* Dataset extract:
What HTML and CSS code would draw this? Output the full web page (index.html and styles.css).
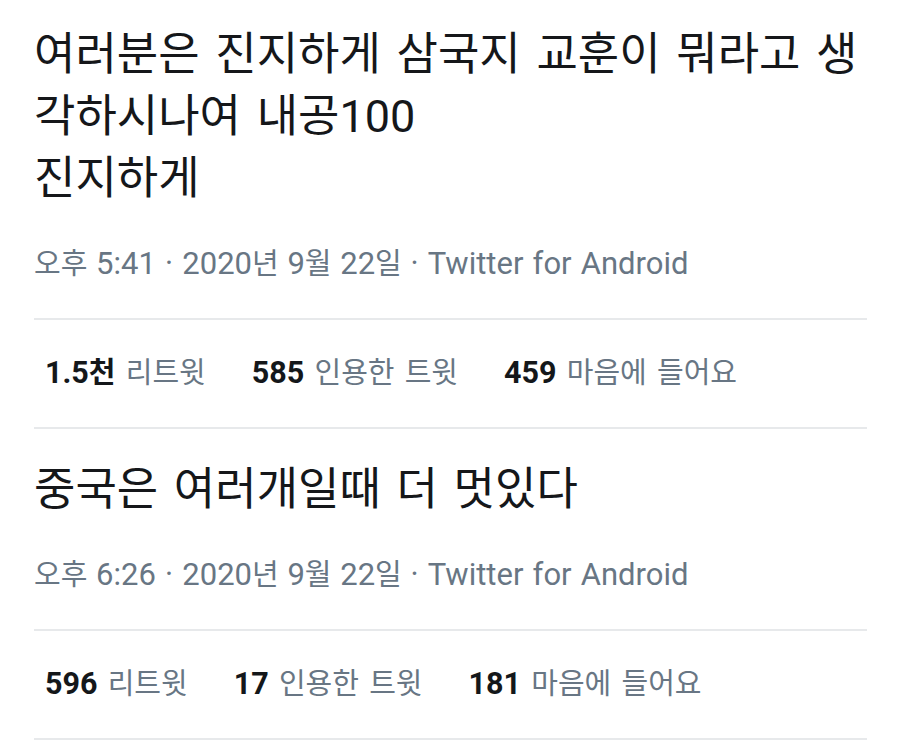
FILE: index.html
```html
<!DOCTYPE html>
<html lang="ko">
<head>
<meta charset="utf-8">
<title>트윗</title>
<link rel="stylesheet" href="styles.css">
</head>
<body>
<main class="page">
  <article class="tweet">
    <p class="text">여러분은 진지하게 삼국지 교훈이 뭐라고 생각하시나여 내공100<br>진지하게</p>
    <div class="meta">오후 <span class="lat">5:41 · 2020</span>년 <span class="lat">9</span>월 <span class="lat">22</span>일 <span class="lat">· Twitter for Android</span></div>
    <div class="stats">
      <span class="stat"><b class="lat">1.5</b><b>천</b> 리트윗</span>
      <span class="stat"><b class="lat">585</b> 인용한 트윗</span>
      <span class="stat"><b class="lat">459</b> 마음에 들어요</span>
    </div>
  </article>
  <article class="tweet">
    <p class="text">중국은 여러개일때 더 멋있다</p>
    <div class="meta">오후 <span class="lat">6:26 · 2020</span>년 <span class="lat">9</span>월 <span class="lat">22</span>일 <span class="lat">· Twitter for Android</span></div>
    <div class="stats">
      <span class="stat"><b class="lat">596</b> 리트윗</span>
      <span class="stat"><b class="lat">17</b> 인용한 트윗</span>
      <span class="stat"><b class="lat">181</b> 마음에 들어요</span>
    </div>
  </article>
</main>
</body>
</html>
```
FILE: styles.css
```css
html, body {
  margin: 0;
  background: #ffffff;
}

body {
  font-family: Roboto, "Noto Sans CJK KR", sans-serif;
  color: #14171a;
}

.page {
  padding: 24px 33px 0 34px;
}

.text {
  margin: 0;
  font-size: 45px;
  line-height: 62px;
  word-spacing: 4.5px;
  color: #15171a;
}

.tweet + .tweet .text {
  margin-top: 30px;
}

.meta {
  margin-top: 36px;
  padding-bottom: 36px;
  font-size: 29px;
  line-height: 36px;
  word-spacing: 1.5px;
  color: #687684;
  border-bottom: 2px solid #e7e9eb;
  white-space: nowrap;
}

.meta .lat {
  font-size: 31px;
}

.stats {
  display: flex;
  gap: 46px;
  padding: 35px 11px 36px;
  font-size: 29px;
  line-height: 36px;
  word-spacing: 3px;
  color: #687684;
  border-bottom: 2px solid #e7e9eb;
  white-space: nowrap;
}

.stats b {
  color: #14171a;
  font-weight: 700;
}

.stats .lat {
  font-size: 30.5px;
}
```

* Work required:
Your task is to repeat the data above exactly while excluding the pictures.

* Written solution:
What HTML and CSS code would draw this? Output the full web page (index.html and styles.css).
FILE: index.html
```html
<!DOCTYPE html>
<html lang="ko">
<head>
<meta charset="utf-8">
<title>트윗</title>
<link rel="stylesheet" href="styles.css">
</head>
<body>
<main class="page">
  <article class="tweet">
    <p class="text">여러분은 진지하게 삼국지 교훈이 뭐라고 생각하시나여 내공100<br>진지하게</p>
    <div class="meta">오후 <span class="lat">5:41 · 2020</span>년 <span class="lat">9</span>월 <span class="lat">22</span>일 <span class="lat">· Twitter for Android</span></div>
    <div class="stats">
      <span class="stat"><b class="lat">1.5</b><b>천</b> 리트윗</span>
      <span class="stat"><b class="lat">585</b> 인용한 트윗</span>
      <span class="stat"><b class="lat">459</b> 마음에 들어요</span>
    </div>
  </article>
  <article class="tweet">
    <p class="text">중국은 여러개일때 더 멋있다</p>
    <div class="meta">오후 <span class="lat">6:26 · 2020</span>년 <span class="lat">9</span>월 <span class="lat">22</span>일 <span class="lat">· Twitter for Android</span></div>
    <div class="stats">
      <span class="stat"><b class="lat">596</b> 리트윗</span>
      <span class="stat"><b class="lat">17</b> 인용한 트윗</span>
      <span class="stat"><b class="lat">181</b> 마음에 들어요</span>
    </div>
  </article>
</main>
</body>
</html>
```
FILE: styles.css
```css
html, body {
  margin: 0;
  background: #ffffff;
}

body {
  font-family: Roboto, "Noto Sans CJK KR", sans-serif;
  color: #14171a;
}

.page {
  padding: 24px 33px 0 34px;
}

.text {
  margin: 0;
  font-size: 45px;
  line-height: 62px;
  word-spacing: 4.5px;
  color: #15171a;
}

.tweet + .tweet .text {
  margin-top: 30px;
}

.meta {
  margin-top: 36px;
  padding-bottom: 36px;
  font-size: 29px;
  line-height: 36px;
  word-spacing: 1.5px;
  color: #687684;
  border-bottom: 2px solid #e7e9eb;
  white-space: nowrap;
}

.meta .lat {
  font-size: 31px;
}

.stats {
  display: flex;
  gap: 46px;
  padding: 35px 11px 36px;
  font-size: 29px;
  line-height: 36px;
  word-spacing: 3px;
  color: #687684;
  border-bottom: 2px solid #e7e9eb;
  white-space: nowrap;
}

.stats b {
  color: #14171a;
  font-weight: 700;
}

.stats .lat {
  font-size: 30.5px;
}
```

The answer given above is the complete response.